-- Records shown --
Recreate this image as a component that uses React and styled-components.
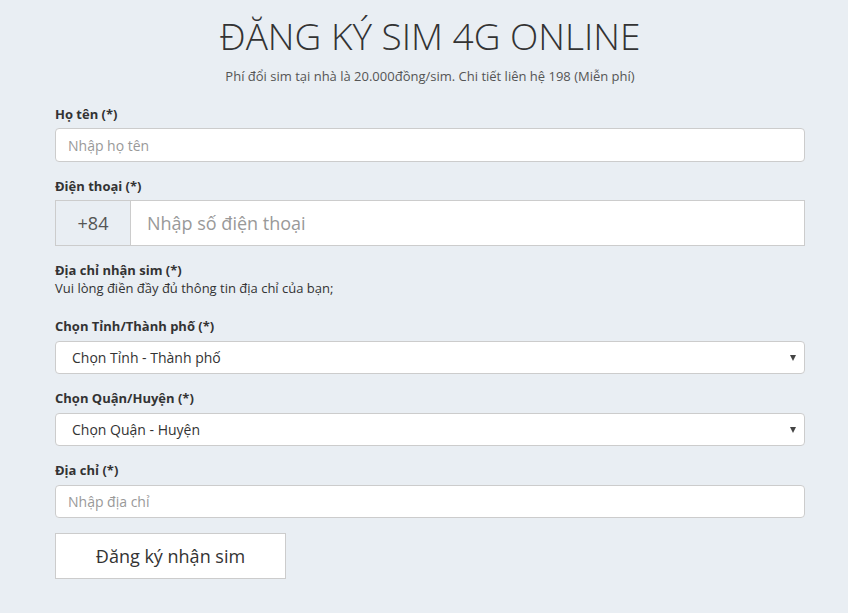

---

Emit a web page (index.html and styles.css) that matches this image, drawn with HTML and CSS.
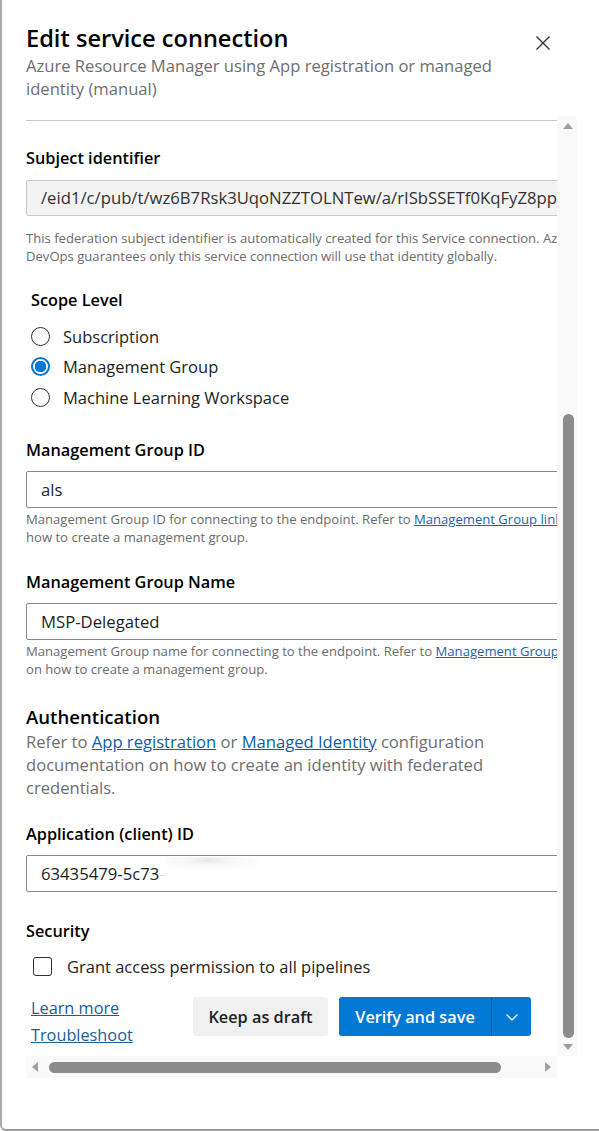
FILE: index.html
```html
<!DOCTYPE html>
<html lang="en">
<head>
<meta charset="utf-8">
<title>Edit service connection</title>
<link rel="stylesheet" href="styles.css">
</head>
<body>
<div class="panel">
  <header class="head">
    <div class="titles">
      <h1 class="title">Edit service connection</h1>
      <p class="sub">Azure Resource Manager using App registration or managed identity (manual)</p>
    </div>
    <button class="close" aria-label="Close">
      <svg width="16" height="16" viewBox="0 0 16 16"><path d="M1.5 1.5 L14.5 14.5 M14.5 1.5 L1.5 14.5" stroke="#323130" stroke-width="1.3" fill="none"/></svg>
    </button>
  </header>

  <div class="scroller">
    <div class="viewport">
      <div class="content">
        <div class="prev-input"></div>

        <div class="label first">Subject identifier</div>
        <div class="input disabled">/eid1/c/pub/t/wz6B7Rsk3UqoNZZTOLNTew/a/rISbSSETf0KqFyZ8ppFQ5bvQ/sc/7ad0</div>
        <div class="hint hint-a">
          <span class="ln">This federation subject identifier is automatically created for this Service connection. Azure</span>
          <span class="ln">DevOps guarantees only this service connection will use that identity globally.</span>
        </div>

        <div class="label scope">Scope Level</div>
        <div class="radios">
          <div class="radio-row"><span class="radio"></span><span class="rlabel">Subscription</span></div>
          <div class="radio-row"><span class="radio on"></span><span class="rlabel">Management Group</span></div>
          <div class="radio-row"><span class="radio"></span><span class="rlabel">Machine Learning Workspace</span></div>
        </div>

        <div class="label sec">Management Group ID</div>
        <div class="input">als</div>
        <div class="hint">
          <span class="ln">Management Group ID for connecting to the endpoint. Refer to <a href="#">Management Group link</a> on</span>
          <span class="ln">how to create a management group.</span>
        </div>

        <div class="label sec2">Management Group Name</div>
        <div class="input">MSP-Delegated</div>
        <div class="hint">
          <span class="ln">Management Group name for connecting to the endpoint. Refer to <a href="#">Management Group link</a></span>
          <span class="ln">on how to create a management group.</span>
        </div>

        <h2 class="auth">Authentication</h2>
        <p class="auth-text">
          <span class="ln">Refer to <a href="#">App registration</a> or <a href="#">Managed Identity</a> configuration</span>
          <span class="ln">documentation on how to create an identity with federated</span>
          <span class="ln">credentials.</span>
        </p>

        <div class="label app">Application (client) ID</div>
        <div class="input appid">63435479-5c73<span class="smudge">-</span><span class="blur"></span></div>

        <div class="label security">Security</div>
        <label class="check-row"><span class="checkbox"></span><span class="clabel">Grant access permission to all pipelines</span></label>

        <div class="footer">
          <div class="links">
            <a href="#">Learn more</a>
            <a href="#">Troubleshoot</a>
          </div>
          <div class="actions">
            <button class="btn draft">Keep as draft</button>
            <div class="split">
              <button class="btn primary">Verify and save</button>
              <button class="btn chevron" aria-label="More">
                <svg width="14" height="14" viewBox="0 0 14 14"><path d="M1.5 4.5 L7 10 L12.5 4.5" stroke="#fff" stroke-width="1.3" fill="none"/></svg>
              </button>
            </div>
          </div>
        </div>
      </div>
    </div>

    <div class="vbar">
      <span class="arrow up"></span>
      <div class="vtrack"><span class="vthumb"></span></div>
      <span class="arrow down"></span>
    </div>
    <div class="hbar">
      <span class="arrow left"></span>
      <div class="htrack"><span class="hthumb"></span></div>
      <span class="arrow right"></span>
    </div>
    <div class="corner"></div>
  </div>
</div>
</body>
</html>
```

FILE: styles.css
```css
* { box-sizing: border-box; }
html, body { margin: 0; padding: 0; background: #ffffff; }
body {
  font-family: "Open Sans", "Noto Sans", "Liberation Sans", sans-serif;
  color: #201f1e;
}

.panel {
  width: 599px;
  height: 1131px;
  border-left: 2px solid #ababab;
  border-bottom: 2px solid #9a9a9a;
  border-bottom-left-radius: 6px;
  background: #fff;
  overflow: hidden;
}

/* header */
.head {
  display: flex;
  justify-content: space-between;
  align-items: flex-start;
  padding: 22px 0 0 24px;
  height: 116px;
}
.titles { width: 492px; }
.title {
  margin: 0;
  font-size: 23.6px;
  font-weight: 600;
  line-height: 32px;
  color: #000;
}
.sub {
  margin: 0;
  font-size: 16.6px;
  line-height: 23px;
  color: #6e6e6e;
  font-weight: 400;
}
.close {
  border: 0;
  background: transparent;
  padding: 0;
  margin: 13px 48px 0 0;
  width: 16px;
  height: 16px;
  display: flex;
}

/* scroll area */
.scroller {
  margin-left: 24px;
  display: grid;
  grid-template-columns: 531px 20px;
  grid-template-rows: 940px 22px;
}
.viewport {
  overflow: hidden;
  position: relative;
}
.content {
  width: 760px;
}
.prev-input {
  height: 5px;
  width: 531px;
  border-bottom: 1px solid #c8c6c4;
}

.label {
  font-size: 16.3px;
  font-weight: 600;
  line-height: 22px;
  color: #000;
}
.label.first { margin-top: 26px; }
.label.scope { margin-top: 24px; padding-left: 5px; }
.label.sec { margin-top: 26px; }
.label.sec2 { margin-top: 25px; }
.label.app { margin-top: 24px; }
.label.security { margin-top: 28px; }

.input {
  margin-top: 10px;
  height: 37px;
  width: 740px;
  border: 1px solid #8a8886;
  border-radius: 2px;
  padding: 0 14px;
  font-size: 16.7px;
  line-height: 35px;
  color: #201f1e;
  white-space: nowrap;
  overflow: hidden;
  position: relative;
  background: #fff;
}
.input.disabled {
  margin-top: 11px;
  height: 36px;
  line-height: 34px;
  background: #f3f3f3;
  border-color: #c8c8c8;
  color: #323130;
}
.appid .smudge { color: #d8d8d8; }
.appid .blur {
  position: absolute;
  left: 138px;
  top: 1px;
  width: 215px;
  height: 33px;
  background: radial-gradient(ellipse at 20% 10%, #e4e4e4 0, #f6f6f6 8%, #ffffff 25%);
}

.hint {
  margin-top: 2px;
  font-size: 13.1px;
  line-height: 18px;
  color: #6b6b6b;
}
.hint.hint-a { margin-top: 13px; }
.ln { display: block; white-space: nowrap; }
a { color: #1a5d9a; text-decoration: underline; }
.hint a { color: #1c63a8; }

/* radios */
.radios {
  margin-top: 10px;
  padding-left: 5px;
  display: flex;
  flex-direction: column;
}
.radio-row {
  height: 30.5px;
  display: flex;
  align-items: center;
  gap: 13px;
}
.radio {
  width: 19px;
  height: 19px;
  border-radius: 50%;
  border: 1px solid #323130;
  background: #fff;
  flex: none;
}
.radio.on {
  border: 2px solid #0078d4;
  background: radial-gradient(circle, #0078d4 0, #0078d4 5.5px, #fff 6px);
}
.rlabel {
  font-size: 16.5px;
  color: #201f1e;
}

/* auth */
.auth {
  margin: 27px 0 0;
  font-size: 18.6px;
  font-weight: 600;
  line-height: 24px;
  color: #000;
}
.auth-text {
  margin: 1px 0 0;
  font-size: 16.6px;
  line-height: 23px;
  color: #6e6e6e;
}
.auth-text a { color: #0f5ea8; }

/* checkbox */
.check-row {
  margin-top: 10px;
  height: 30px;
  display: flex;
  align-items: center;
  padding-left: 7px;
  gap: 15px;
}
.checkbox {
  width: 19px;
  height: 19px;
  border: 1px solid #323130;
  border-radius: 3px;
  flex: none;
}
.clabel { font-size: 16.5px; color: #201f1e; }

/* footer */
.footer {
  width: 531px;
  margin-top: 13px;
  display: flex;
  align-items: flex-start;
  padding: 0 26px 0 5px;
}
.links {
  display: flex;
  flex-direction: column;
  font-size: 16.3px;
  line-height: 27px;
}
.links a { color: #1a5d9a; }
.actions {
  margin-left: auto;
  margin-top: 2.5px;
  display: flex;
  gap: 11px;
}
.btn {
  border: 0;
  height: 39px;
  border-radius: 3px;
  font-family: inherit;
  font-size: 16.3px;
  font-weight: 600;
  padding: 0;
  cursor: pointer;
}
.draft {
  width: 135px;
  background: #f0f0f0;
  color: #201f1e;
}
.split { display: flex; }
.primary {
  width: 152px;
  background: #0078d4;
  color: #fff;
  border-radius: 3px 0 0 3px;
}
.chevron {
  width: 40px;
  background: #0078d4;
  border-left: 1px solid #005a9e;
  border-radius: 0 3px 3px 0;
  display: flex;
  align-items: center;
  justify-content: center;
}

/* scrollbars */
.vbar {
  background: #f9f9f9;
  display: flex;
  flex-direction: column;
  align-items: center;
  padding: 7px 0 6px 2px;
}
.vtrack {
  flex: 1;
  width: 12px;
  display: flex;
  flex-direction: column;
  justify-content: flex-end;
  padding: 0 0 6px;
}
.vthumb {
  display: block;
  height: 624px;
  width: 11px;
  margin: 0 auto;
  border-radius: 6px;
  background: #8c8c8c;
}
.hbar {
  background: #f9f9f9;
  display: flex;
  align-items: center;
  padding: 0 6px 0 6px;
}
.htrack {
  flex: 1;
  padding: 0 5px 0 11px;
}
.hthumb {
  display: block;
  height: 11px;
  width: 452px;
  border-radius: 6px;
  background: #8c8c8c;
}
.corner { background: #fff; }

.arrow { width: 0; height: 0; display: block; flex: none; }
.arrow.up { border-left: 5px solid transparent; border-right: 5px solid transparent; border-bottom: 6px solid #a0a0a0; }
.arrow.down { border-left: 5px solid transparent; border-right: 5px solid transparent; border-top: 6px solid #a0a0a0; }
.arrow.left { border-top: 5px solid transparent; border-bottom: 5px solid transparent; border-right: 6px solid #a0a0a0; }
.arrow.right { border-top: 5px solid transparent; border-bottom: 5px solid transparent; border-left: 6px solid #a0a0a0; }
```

==

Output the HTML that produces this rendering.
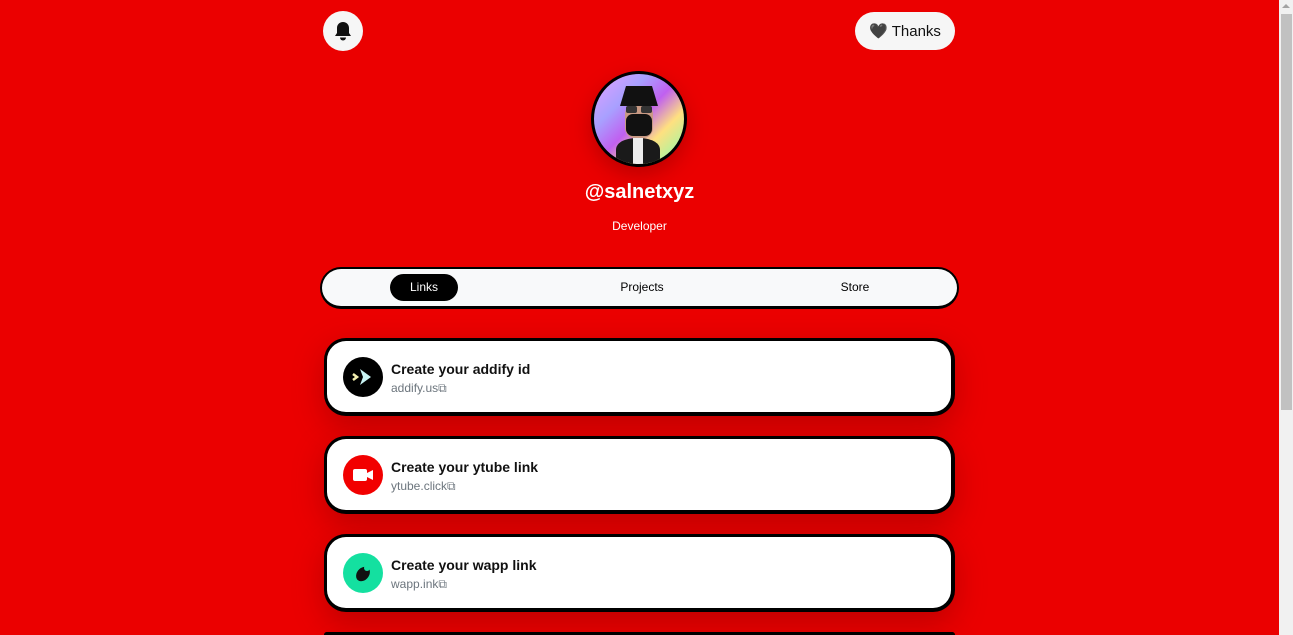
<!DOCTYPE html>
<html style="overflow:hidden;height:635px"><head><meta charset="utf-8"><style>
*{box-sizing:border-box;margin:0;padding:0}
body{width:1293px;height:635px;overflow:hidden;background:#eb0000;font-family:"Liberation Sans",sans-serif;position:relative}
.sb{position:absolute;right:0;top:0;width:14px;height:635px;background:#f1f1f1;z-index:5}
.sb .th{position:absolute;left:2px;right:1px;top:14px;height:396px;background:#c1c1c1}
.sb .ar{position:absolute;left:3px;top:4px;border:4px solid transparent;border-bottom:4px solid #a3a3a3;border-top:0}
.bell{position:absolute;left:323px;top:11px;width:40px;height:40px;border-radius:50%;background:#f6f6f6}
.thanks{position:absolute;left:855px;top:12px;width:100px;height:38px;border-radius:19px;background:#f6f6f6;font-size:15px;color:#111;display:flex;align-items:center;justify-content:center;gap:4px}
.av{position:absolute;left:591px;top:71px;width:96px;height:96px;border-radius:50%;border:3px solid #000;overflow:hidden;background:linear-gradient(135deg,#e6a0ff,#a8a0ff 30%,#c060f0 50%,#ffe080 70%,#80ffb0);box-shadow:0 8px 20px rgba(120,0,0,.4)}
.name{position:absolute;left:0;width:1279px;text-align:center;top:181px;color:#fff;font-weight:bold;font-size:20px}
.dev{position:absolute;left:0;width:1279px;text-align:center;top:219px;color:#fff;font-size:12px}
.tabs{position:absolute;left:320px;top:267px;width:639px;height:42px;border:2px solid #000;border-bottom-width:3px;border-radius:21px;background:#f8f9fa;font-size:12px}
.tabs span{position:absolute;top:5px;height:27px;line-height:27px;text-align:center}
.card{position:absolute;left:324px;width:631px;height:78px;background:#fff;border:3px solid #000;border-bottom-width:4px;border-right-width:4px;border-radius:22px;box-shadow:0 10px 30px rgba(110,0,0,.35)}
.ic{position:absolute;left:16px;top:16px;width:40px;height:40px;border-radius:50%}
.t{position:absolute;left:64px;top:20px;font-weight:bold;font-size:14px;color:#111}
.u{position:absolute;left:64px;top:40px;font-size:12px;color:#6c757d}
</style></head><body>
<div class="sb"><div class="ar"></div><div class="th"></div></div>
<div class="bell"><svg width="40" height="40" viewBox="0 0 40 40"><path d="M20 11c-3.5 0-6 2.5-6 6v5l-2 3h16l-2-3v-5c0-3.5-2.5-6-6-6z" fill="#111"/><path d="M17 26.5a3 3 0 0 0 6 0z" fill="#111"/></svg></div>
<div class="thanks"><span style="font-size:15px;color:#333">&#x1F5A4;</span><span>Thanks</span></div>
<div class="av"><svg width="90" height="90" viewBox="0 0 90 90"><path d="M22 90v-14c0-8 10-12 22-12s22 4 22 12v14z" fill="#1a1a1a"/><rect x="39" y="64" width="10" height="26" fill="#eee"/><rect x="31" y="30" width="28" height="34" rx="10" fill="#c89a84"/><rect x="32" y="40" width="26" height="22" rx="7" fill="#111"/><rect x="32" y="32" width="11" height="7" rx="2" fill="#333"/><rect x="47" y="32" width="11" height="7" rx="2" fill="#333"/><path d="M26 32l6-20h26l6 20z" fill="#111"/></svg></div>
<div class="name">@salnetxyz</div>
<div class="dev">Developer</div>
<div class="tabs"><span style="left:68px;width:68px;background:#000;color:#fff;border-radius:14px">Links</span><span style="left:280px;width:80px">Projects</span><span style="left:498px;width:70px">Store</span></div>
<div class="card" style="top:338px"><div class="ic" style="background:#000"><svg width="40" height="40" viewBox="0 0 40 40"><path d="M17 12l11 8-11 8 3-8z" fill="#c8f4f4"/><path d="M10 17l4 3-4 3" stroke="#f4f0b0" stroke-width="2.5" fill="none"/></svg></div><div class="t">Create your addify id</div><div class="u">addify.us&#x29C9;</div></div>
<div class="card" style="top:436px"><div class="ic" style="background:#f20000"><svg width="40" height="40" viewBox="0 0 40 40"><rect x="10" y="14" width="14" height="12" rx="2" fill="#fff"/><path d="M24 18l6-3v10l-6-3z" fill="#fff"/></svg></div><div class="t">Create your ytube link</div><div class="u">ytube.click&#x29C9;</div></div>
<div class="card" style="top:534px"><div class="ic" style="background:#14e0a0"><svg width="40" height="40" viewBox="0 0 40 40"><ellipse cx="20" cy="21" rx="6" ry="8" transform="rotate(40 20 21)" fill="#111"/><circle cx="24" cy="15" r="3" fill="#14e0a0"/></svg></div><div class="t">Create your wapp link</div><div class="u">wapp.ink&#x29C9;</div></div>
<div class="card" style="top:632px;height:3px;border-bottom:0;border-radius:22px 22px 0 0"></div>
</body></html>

-- Work required --
Write out every line of the data that holds the word "image".

-- Answer to the problem --
Recreate this image as a component that uses React and styled-components.
Emit a web page (index.html and styles.css) that matches this image, drawn with HTML and CSS.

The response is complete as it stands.